Used for access to global variables which will have a fixed location in memory.
Memory Indirect Addressing
e.g. ADD A,@[200] Use the value at memory address 200 as the address of a value to add to the A register.
This mode has the same uses as Register Indirect and may be found mainly on older machines.
This is a combination of indexed and displacement, it may be used for accessing array elements.
Auto-increment and Auto-decrement Addressing
Some machines have addressing modes which automatically add or subtract a constant from the register specified in Register Indirect Addressing. This may occur before or after the register is used as an address.

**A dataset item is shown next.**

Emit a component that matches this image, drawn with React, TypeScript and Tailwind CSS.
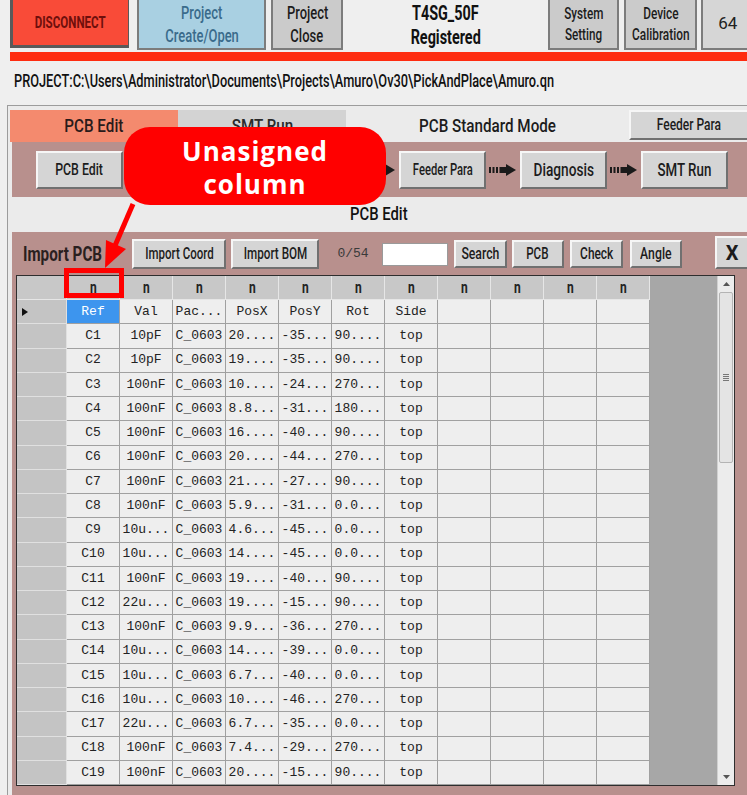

These modes may be used for stepping through the elements of a table or array, and for performing stack operations where none are defined.
Scaled
Sometimes the elements of an array are not single machine words. In this case an index into the array must be multiplied by the size of an element. Some machines have an addressing mode which will perform this scaling.
Relative [or PC relative]
This mode is the same as indexed or displacement where the register used is the Program Counter. It is often used to specify the destination of certain JUMP instructions. The destination of a JUMP instruction is most likely to be
near the current instruction, so if relative addressing is used then the size in memory of the destination address may be reduced.
Summary of Addressing Modes
Name | Example | Operation | Usage |
Register | ADD R4,R3 | R4:=R4+R3 | Temporary Variables |
Immediate | ADD R4,3 | R4:=R4+3 | Constants |
Displacement [Based] | ADD R4,[R1+100] | R4:=R4+M[R1+100] | Local Variables |
Register Indirect | ADD R4,[R1] | R4:=R4+M[R1] | Pointers |
Indexed | ADD R4,[R1+R2] | R4:=R4+M[R1+R2] | Arrays |
Indexed with displacement | ADD R4,[R1+R2+8] | R4:=R4+M[R1+R2+8] | Arrays |
Direct | ADD R4,[100] | R4:=R4+M[100] | Global Variables |
Memory Indirect | ADD R4,@[100] | R4:=R4+M[M[100]] | Pointers |
Auto-increment | ADD R4,[R2]+ | R4:=R4+M[R2] R2:=R2+d | Stepping through an Array or Stack ops. |
Auto-decrement | ADD R4,-[R2] | R2:=R2-d R4:=R4+M[R2] | Stack ops |
Scaled | ADD R1,[R2+R3*4] | R4=:R4+M[R2+R3*4] | Arrays of structures |
Relative | ADD R1,[R2+PC] | R4:=R4+M[R2+PC] | Static Local Variables |
Data Size
So far we have assumed that there is only one type of data, in reality machines have to deal with bytes, halfwords, words and double words.
Some Instruction sets allow every instruction to work with every data size, others only allow word accesses and perhaps byte accesses.
Instruction Coding
Instructions may be encoded so that they are variable in size [e.g. pentium] or fixed [PowerPC]. Variable sized instructions allow a program to take up less memory but the CPU must be more complex to deal with the variable length. Hybrid coding forces an instruction to be one of a few fixed lengths.